**TASK DIRECTIONS**. Restate the material word for word and leave out anything that is a picture.
─── INFORMATION SHOWN
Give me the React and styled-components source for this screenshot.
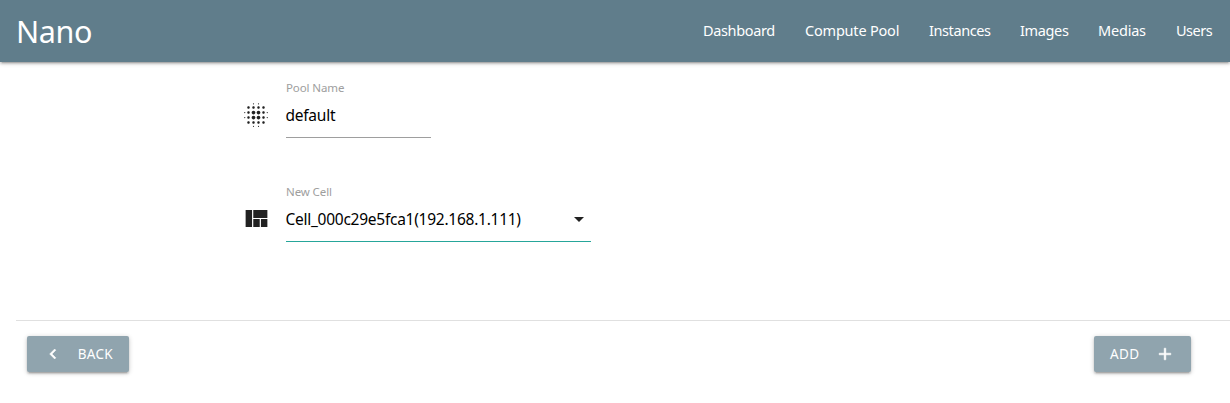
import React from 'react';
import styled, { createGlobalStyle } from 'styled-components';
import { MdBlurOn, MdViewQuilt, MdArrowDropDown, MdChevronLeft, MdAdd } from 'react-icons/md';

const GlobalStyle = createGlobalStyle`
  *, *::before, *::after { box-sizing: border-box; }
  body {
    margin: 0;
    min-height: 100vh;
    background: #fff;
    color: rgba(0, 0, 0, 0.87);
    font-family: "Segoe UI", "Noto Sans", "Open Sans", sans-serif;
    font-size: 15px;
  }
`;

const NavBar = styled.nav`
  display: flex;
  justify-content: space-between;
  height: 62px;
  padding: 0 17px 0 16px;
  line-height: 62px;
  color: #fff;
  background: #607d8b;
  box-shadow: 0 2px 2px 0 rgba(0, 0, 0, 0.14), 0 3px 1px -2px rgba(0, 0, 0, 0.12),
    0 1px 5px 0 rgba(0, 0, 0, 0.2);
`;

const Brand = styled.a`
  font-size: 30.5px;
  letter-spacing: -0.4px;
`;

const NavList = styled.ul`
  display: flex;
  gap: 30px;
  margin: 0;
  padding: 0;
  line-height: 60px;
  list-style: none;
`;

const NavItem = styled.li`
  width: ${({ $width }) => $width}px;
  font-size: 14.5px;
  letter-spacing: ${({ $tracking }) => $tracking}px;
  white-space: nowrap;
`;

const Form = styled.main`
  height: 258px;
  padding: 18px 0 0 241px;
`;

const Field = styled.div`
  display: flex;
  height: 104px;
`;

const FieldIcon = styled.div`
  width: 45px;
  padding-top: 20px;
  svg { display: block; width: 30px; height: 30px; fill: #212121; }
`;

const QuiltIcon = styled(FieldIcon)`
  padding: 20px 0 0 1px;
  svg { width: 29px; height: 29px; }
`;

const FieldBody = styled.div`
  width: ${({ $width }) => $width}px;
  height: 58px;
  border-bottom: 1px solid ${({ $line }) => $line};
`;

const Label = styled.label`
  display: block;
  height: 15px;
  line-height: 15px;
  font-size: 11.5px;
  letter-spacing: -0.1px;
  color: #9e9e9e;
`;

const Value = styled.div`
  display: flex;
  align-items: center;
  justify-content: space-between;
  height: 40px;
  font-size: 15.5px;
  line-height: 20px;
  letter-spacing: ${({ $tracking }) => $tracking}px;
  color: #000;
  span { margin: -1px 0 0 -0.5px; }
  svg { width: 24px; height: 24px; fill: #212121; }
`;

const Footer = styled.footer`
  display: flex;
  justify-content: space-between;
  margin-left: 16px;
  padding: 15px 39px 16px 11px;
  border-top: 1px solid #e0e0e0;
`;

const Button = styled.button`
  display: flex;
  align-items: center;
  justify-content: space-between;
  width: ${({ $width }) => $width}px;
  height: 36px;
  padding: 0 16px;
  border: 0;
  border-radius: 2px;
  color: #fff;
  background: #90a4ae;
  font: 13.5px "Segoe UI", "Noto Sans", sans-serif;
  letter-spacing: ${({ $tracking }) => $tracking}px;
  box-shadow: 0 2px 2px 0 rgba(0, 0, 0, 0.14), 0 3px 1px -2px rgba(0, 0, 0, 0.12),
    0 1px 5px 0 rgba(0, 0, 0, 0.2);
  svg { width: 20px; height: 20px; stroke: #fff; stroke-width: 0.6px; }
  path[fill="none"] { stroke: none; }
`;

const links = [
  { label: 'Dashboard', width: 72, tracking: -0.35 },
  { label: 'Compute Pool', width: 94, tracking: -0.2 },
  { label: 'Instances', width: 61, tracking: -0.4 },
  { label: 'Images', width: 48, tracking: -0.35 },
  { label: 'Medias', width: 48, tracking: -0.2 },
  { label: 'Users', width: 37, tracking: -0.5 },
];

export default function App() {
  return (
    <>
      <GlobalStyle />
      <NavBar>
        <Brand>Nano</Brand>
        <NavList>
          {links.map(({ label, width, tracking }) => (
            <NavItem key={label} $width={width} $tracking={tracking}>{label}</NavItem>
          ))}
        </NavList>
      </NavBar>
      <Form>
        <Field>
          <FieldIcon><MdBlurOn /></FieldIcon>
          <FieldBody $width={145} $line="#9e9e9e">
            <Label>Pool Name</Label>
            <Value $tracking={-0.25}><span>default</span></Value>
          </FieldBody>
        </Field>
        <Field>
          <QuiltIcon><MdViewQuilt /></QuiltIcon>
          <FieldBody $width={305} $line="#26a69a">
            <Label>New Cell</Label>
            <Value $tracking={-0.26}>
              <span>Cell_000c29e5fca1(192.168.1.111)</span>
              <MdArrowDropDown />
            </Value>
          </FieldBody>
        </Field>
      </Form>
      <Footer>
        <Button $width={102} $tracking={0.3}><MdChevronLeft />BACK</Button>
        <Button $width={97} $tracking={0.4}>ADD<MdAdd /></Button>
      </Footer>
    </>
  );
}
──────
**TASK OUTPUT**.
Give me the React and styled-components source for this screenshot.
import React from 'react';
import styled, { createGlobalStyle } from 'styled-components';
import { MdBlurOn, MdViewQuilt, MdArrowDropDown, MdChevronLeft, MdAdd } from 'react-icons/md';

const GlobalStyle = createGlobalStyle`
  *, *::before, *::after { box-sizing: border-box; }
  body {
    margin: 0;
    min-height: 100vh;
    background: #fff;
    color: rgba(0, 0, 0, 0.87);
    font-family: "Segoe UI", "Noto Sans", "Open Sans", sans-serif;
    font-size: 15px;
  }
`;

const NavBar = styled.nav`
  display: flex;
  justify-content: space-between;
  height: 62px;
  padding: 0 17px 0 16px;
  line-height: 62px;
  color: #fff;
  background: #607d8b;
  box-shadow: 0 2px 2px 0 rgba(0, 0, 0, 0.14), 0 3px 1px -2px rgba(0, 0, 0, 0.12),
    0 1px 5px 0 rgba(0, 0, 0, 0.2);
`;

const Brand = styled.a`
  font-size: 30.5px;
  letter-spacing: -0.4px;
`;

const NavList = styled.ul`
  display: flex;
  gap: 30px;
  margin: 0;
  padding: 0;
  line-height: 60px;
  list-style: none;
`;

const NavItem = styled.li`
  width: ${({ $width }) => $width}px;
  font-size: 14.5px;
  letter-spacing: ${({ $tracking }) => $tracking}px;
  white-space: nowrap;
`;

const Form = styled.main`
  height: 258px;
  padding: 18px 0 0 241px;
`;

const Field = styled.div`
  display: flex;
  height: 104px;
`;

const FieldIcon = styled.div`
  width: 45px;
  padding-top: 20px;
  svg { display: block; width: 30px; height: 30px; fill: #212121; }
`;

const QuiltIcon = styled(FieldIcon)`
  padding: 20px 0 0 1px;
  svg { width: 29px; height: 29px; }
`;

const FieldBody = styled.div`
  width: ${({ $width }) => $width}px;
  height: 58px;
  border-bottom: 1px solid ${({ $line }) => $line};
`;

const Label = styled.label`
  display: block;
  height: 15px;
  line-height: 15px;
  font-size: 11.5px;
  letter-spacing: -0.1px;
  color: #9e9e9e;
`;

const Value = styled.div`
  display: flex;
  align-items: center;
  justify-content: space-between;
  height: 40px;
  font-size: 15.5px;
  line-height: 20px;
  letter-spacing: ${({ $tracking }) => $tracking}px;
  color: #000;
  span { margin: -1px 0 0 -0.5px; }
  svg { width: 24px; height: 24px; fill: #212121; }
`;

const Footer = styled.footer`
  display: flex;
  justify-content: space-between;
  margin-left: 16px;
  padding: 15px 39px 16px 11px;
  border-top: 1px solid #e0e0e0;
`;

const Button = styled.button`
  display: flex;
  align-items: center;
  justify-content: space-between;
  width: ${({ $width }) => $width}px;
  height: 36px;
  padding: 0 16px;
  border: 0;
  border-radius: 2px;
  color: #fff;
  background: #90a4ae;
  font: 13.5px "Segoe UI", "Noto Sans", sans-serif;
  letter-spacing: ${({ $tracking }) => $tracking}px;
  box-shadow: 0 2px 2px 0 rgba(0, 0, 0, 0.14), 0 3px 1px -2px rgba(0, 0, 0, 0.12),
    0 1px 5px 0 rgba(0, 0, 0, 0.2);
  svg { width: 20px; height: 20px; stroke: #fff; stroke-width: 0.6px; }
  path[fill="none"] { stroke: none; }
`;

const links = [
  { label: 'Dashboard', width: 72, tracking: -0.35 },
  { label: 'Compute Pool', width: 94, tracking: -0.2 },
  { label: 'Instances', width: 61, tracking: -0.4 },
  { label: 'Images', width: 48, tracking: -0.35 },
  { label: 'Medias', width: 48, tracking: -0.2 },
  { label: 'Users', width: 37, tracking: -0.5 },
];

export default function App() {
  return (
    <>
      <GlobalStyle />
      <NavBar>
        <Brand>Nano</Brand>
        <NavList>
          {links.map(({ label, width, tracking }) => (
            <NavItem key={label} $width={width} $tracking={tracking}>{label}</NavItem>
          ))}
        </NavList>
      </NavBar>
      <Form>
        <Field>
          <FieldIcon><MdBlurOn /></FieldIcon>
          <FieldBody $width={145} $line="#9e9e9e">
            <Label>Pool Name</Label>
            <Value $tracking={-0.25}><span>default</span></Value>
          </FieldBody>
        </Field>
        <Field>
          <QuiltIcon><MdViewQuilt /></QuiltIcon>
          <FieldBody $width={305} $line="#26a69a">
            <Label>New Cell</Label>
            <Value $tracking={-0.26}>
              <span>Cell_000c29e5fca1(192.168.1.111)</span>
              <MdArrowDropDown />
            </Value>
          </FieldBody>
        </Field>
      </Form>
      <Footer>
        <Button $width={102} $tracking={0.3}><MdChevronLeft />BACK</Button>
        <Button $width={97} $tracking={0.4}>ADD<MdAdd /></Button>
      </Footer>
    </>
  );
}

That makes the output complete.